The project will entail refurbishment of the deteriorating Mercury launch complex to the way it was in the early 1960s (with some modern improvements) for use as an educational facility. The facility will be used to host programs similar to Space Camp for middle to high school students. Rather than the astronaut and flight controller training that is provided by Space Camp, they will focus on engineering and the hands-on technical skills needed to process and launch spacecraft.

how it will work

Students will be taught the basics of engineering, mechanics, and electronics in a historical context by working on a replica Mercury rocket. They will learn skills- such as wiring, soldering, fabrication, troubleshooting, and testing- using the legacy hardware. After mastering these basic skills, participants will move on to process their own real payload, which will actually be launched into space by our commercial space partner, Masten Space Systems.


why we should do this

The project has numerous benefits, not the least of which is inspiring our youth in the absence of a national human spaceflight program. Other benefits include:

  • Providing STEM education to middle & high school students

  • Building participants’ confidence about working in technical fields

  • Providing aerospace work experience for college students through internships

  • Creating jobs that will keep space workers in the area & current in critical skills

  • Preserving a historic launch site that has fallen into disrepair

  • Generating enthusiasm for commercial space operations

  • Bringing money into the struggling local economy


funding sources
 Funding for this project can come from many sources. Due to the diverse needs that will be met by the project, grant money will potentially be available from organizations such as NASA’s Office of Education, the U. S. and Florida Departments of Education, the State of Florida (for historic preservation), corporate sponsors, and many others.

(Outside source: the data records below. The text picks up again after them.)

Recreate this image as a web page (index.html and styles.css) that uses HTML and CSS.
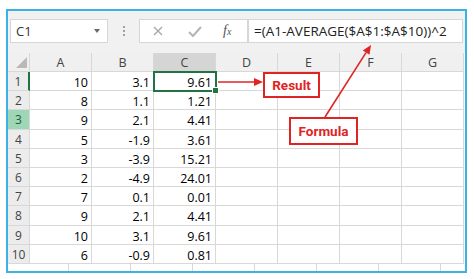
FILE: index.html
```html
<!DOCTYPE html>
<html lang="en">
<head>
    <meta charset="UTF-8">
    <meta name="viewport" content="width=device-width, initial-scale=1.0">
    <title>Excel formula example</title>
    <link rel="stylesheet" href="styles.css">
</head>
<body>

<div class="frame">
    <div class="toolbar">
        <div class="namebox">
            <span>C1</span>
            <span class="caret"></span>
        </div>
        <div class="grip"><i></i><i></i><i></i></div>
        <div class="fbtns">
            <svg class="ico" width="10" height="10" viewBox="0 0 10 10"><path d="M1 1L9 9M9 1L1 9" stroke="#a8a8a8" stroke-width="1.4" fill="none"/></svg>
            <svg class="ico" width="14" height="11" viewBox="0 0 14 11"><path d="M1 6L5 10L13 1" stroke="#b4b4b4" stroke-width="2" fill="none"/></svg>
            <span class="fx">f<small>x</small></span>
        </div>
        <div class="finput">=(A1-AVERAGE($A$1:$A$10))^2</div>
    </div>

    <div class="sheet">
        <div class="corner"><span class="tri"></span></div>
        <div class="colhead">A</div>
        <div class="colhead">B</div>
        <div class="colhead sel">C</div>
        <div class="colhead">D</div>
        <div class="colhead">E</div>
        <div class="colhead">F</div>
        <div class="colhead">G</div>

        <div class="rowhead cur">1</div><div class="cell">10</div><div class="cell">3.1</div><div class="cell active">9.61<span class="handle"></span></div><div class="cell"></div><div class="cell"></div><div class="cell"></div><div class="cell"></div>
        <div class="rowhead">2</div><div class="cell">8</div><div class="cell">1.1</div><div class="cell">1.21</div><div class="cell"></div><div class="cell"></div><div class="cell"></div><div class="cell"></div>
        <div class="rowhead hl">3</div><div class="cell">9</div><div class="cell">2.1</div><div class="cell">4.41</div><div class="cell"></div><div class="cell"></div><div class="cell"></div><div class="cell"></div>
        <div class="rowhead">4</div><div class="cell">5</div><div class="cell">-1.9</div><div class="cell">3.61</div><div class="cell"></div><div class="cell"></div><div class="cell"></div><div class="cell"></div>
        <div class="rowhead">5</div><div class="cell">3</div><div class="cell">-3.9</div><div class="cell">15.21</div><div class="cell"></div><div class="cell"></div><div class="cell"></div><div class="cell"></div>
        <div class="rowhead">6</div><div class="cell">2</div><div class="cell">-4.9</div><div class="cell">24.01</div><div class="cell"></div><div class="cell"></div><div class="cell"></div><div class="cell"></div>
        <div class="rowhead">7</div><div class="cell">7</div><div class="cell">0.1</div><div class="cell">0.01</div><div class="cell"></div><div class="cell"></div><div class="cell"></div><div class="cell"></div>
        <div class="rowhead">8</div><div class="cell">9</div><div class="cell">2.1</div><div class="cell">4.41</div><div class="cell"></div><div class="cell"></div><div class="cell"></div><div class="cell"></div>
        <div class="rowhead">9</div><div class="cell">10</div><div class="cell">3.1</div><div class="cell">9.61</div><div class="cell"></div><div class="cell"></div><div class="cell"></div><div class="cell"></div>
        <div class="rowhead">10</div><div class="cell">6</div><div class="cell">-0.9</div><div class="cell">0.81</div><div class="cell"></div><div class="cell"></div><div class="cell"></div><div class="cell"></div>
    </div>

    <div class="tail">
        <span class="first"></span><span></span><span></span><span></span><span></span><span></span><span></span><span class="last"></span>
    </div>

    <!-- annotations drawn over the sheet -->
    <svg class="arrows" width="457" height="260" viewBox="0 0 457 260">
        <line x1="210" y1="71" x2="248" y2="71" stroke="#e02424" stroke-width="1.6"/>
        <polygon points="255,71 246,67 246,75" fill="#e02424"/>
        <line x1="317" y1="106" x2="358" y2="41.6" stroke="#e02424" stroke-width="1.6"/>
        <polygon points="363,34 361.5,43.8 354.8,39.4" fill="#e02424"/>
    </svg>
    <div class="callout result">Result</div>
    <div class="callout formula">Formula</div>
</div>

</body>
</html>
```

FILE: styles.css
```css
body {
    margin: 0;
    background: #fff;
    font-family: 'Open Sans', sans-serif;
}
.frame {
    position: relative;
    box-sizing: border-box;
    width: 461px;
    height: 264px;
    margin: 9px 0 0 6px;
    border: 2px solid #3cb1e3;
    background: #f1f1f1;
    overflow: hidden;
}

/* formula bar */
.toolbar {
    display: flex;
    height: 42px;
    box-sizing: border-box;
    padding: 8px 2px 10px 2px;
}
.namebox, .fbtns, .finput {
    height: 24px;
    box-sizing: border-box;
    background: #fff;
    border: 1px solid #d6d6d6;
    display: flex;
    align-items: center;
}
.namebox {
    width: 98px;
    padding: 0 6px 0 5px;
    justify-content: space-between;
    font-size: 13px;
    color: #333;
}
.caret {
    width: 0;
    height: 0;
    border-left: 3px solid transparent;
    border-right: 3px solid transparent;
    border-top: 4px solid #6a6a6a;
    margin-right: 1px;
}
.grip {
    width: 31px;
    display: flex;
    flex-direction: column;
    align-items: center;
    justify-content: center;
    gap: 2px;
}
.grip i {
    width: 2px;
    height: 2px;
    background: #a0a0a0;
}
.fbtns {
    width: 109px;
    padding-left: 13px;
    gap: 25px;
}
.fx {
    font-family: 'Liberation Serif', serif;
    font-style: italic;
    font-size: 14px;
    color: #555;
    margin-left: -4px;
}
.fx small {
    font-size: 10px;
}
.finput {
    flex: 1;
    padding-left: 5px;
    font-size: 13.5px;
    color: #222;
}

/* grid */
.sheet {
    display: grid;
    grid-template-columns: 22px repeat(7, 62px);
    grid-template-rows: 19px repeat(10, 19.2px);
    background: #fff;
    font-size: 12.5px;
}
.sheet > div {
    box-sizing: border-box;
    border-right: 1px solid #d8d8d8;
    border-bottom: 1px solid #d8d8d8;
}
.corner {
    position: relative;
    background: #f0f0f0;
}
.tri {
    position: absolute;
    right: 2px;
    bottom: 3px;
    width: 0;
    height: 0;
    border-left: 11px solid transparent;
    border-bottom: 11px solid #b9b9b9;
}
.colhead {
    background: #f0f0f0;
    color: #444;
    text-align: center;
    line-height: 19px;
    font-size: 12.5px;
}
.colhead.sel {
    background: #d5d5d5;
}
.rowhead {
    background: #ececec;
    color: #444;
    text-align: center;
    line-height: 19px;
    font-size: 12px;
}
.rowhead.cur {
    border-right: 2px solid #217346 !important;
}
.rowhead.hl {
    background: #9fd6b6;
    color: #205d3a;
}
.cell {
    text-align: right;
    padding: 1px 3px 0 0;
    line-height: 19px;
    color: #000;
}
.cell.active {
    position: relative;
    z-index: 1;
    outline: 2px solid #217346;
    outline-offset: -1px;
}
.handle {
    position: absolute;
    right: -4px;
    bottom: -4px;
    width: 5px;
    height: 5px;
    background: #217346;
    border: 1px solid #fff;
}

.tail {
    display: flex;
    height: 7px;
    background: #fff;
}
.tail span {
    width: 62px;
    box-sizing: border-box;
    border-right: 1px solid #d8d8d8;
}
.tail .first {
    width: 61px;
}
.tail .last {
    flex: 1;
    border-right: none;
}

/* annotations */
.arrows {
    position: absolute;
    left: 0;
    top: 0;
    pointer-events: none;
}
.callout {
    position: absolute;
    box-sizing: border-box;
    border: 2px solid #e02424;
    background: #fff;
    color: #e02424;
    font-family: Roboto, sans-serif;
    font-weight: bold;
    font-size: 13.5px;
    display: flex;
    align-items: center;
    justify-content: center;
}
.callout.result {
    left: 255px;
    top: 61px;
    width: 57px;
    height: 26px;
}
.callout.formula {
    left: 281px;
    top: 106px;
    width: 69px;
    height: 28px;
}
```
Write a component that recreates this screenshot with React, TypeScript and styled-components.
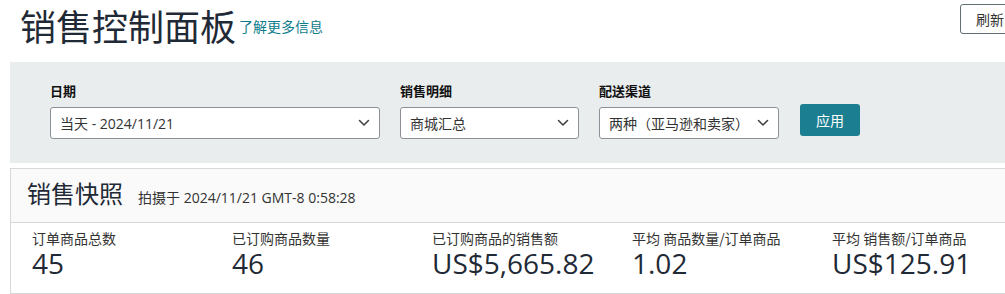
import React from 'react'
import styled, { createGlobalStyle } from 'styled-components'

const GlobalStyle = createGlobalStyle`
  html, body {
    margin: 0;
    padding: 0;
    background: #ffffff;
    overflow: hidden;
  }
  body {
    font-family: "Open Sans", "Noto Sans CJK SC", sans-serif;
    color: #333333;
  }
`

const Page = styled.div`
  width: 1030px;
`

const TopBar = styled.header`
  display: flex;
  align-items: flex-start;
  height: 62px;
  padding: 0 10px 0 20px;
  box-sizing: border-box;
`

const Title = styled.h1`
  margin: 0;
  font-size: 36px;
  line-height: 50px;
  font-weight: 400;
  color: #1f2a36;
  font-family: "Noto Sans CJK SC", sans-serif;
`

const LearnMore = styled.a`
  margin-left: 3px;
  margin-top: 16px;
  font-size: 14px;
  line-height: 20px;
  color: #0f7c8c;
  text-decoration: none;
  font-family: "Noto Sans CJK SC", sans-serif;
`

const RefreshButton = styled.button`
  margin-left: auto;
  margin-top: 4px;
  width: 60px;
  height: 30px;
  padding: 0 0 0 15px;
  text-align: left;
  background: #ffffff;
  border: 1px solid #5f6f72;
  border-radius: 3px;
  font-size: 14px;
  color: #333;
  font-family: "Noto Sans CJK SC", sans-serif;
`

const FilterPanel = styled.section`
  margin-left: 10px;
  background: #eaeded;
  padding: 20px 0 24px 40px;
  display: flex;
  align-items: flex-end;
  gap: 20px;
`

const Field = styled.div`
  display: flex;
  flex-direction: column;
  gap: 7px;
`

const FieldLabel = styled.label`
  font-size: 13px;
  line-height: 18px;
  font-weight: 700;
  color: #111;
  font-family: "Noto Sans CJK SC", sans-serif;
`

const SelectBox = styled.div<{ $width: number }>`
  width: ${({ $width }) => $width}px;
  height: 32px;
  box-sizing: border-box;
  background: #ffffff;
  border: 1px solid #8d9096;
  border-radius: 3px;
  display: flex;
  align-items: center;
  justify-content: space-between;
  padding: 0 9px 0 9px;
  font-size: 14px;
  color: #333;
`

const ApplyButton = styled.button`
  width: 60px;
  height: 32px;
  margin-bottom: 3px;
  margin-left: 1px;
  border: none;
  border-radius: 3px;
  background: #1b7e91;
  color: #ffffff;
  font-size: 14px;
  font-family: "Noto Sans CJK SC", sans-serif;
`

const SnapshotCard = styled.section`
  margin: 5px 0 0 10px;
  border: 1px solid #d5d9d9;
  border-right: none;
`

const SnapshotHeader = styled.div`
  display: flex;
  align-items: baseline;
  gap: 15px;
  padding: 8px 16px 13px;
  background: #fafafa;
  border-bottom: 1px solid #d5d9d9;
`

const SnapshotTitle = styled.h2`
  margin: 0;
  font-size: 24px;
  line-height: 32px;
  font-weight: 400;
  color: #1f2a36;
  font-family: "Noto Sans CJK SC", sans-serif;
`

const SnapshotTime = styled.span`
  font-size: 14px;
  color: #333;
`

const MetricRow = styled.div`
  display: grid;
  grid-template-columns: repeat(5, 200px);
  padding: 5px 0 15px 21px;
`

const Metric = styled.div`
  display: flex;
  flex-direction: column;
`

const MetricLabel = styled.span`
  font-size: 14px;
  line-height: 20px;
  color: #333;
  font-family: "Noto Sans CJK SC", sans-serif;
`

const MetricValue = styled.span`
  font-size: 28px;
  line-height: 30px;
  color: #1f2a36;
`

const Chevron = () => (
  <svg width="12" height="8" viewBox="0 0 12 8" fill="none">
    <path d="M1.5 1.5 L6 6 L10.5 1.5" stroke="#444" strokeWidth="1.6" strokeLinecap="round" strokeLinejoin="round" />
  </svg>
)

const filters = [
  { label: '日期', value: '当天 - 2024/11/21', width: 330 },
  { label: '销售明细', value: '商城汇总', width: 179 },
  { label: '配送渠道', value: '两种（亚马逊和卖家）', width: 180 },
]

const metrics = [
  { label: '订单商品总数', value: '45' },
  { label: '已订购商品数量', value: '46' },
  { label: '已订购商品的销售额', value: 'US$5,665.82' },
  { label: '平均 商品数量/订单商品', value: '1.02' },
  { label: '平均 销售额/订单商品', value: 'US$125.91' },
]

export default function App() {
  return (
    <Page>
      <GlobalStyle />
      <TopBar>
        <Title>销售控制面板</Title>
        <LearnMore href="#">了解更多信息</LearnMore>
        <RefreshButton>刷新</RefreshButton>
      </TopBar>
      <FilterPanel>
        {filters.map((f) => (
          <Field key={f.label}>
            <FieldLabel>{f.label}</FieldLabel>
            <SelectBox $width={f.width}>
              <span>{f.value}</span>
              <Chevron />
            </SelectBox>
          </Field>
        ))}
        <ApplyButton>应用</ApplyButton>
      </FilterPanel>
      <SnapshotCard>
        <SnapshotHeader>
          <SnapshotTitle>销售快照</SnapshotTitle>
          <SnapshotTime>拍摄于 2024/11/21 GMT-8 0:58:28</SnapshotTime>
        </SnapshotHeader>
        <MetricRow>
          {metrics.map((m) => (
            <Metric key={m.label}>
              <MetricLabel>{m.label}</MetricLabel>
              <MetricValue>{m.value}</MetricValue>
            </Metric>
          ))}
        </MetricRow>
      </SnapshotCard>
    </Page>
  )
}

A unique solution to a difficult problem
While the main goal of this project is education, it also serves to combat issues such as the impending loss of jobs at Kennedy Space Center upon conclusion of the Shuttle Program. Unlike many of the other proposed solutions to the Shuttle Program workforce transition problem, this project will create actual jobs requiring the critical skills that displaced workers possess. It will allow them to share these skills with future generations of aerospace workers and ensure that this knowledge is not lost forever.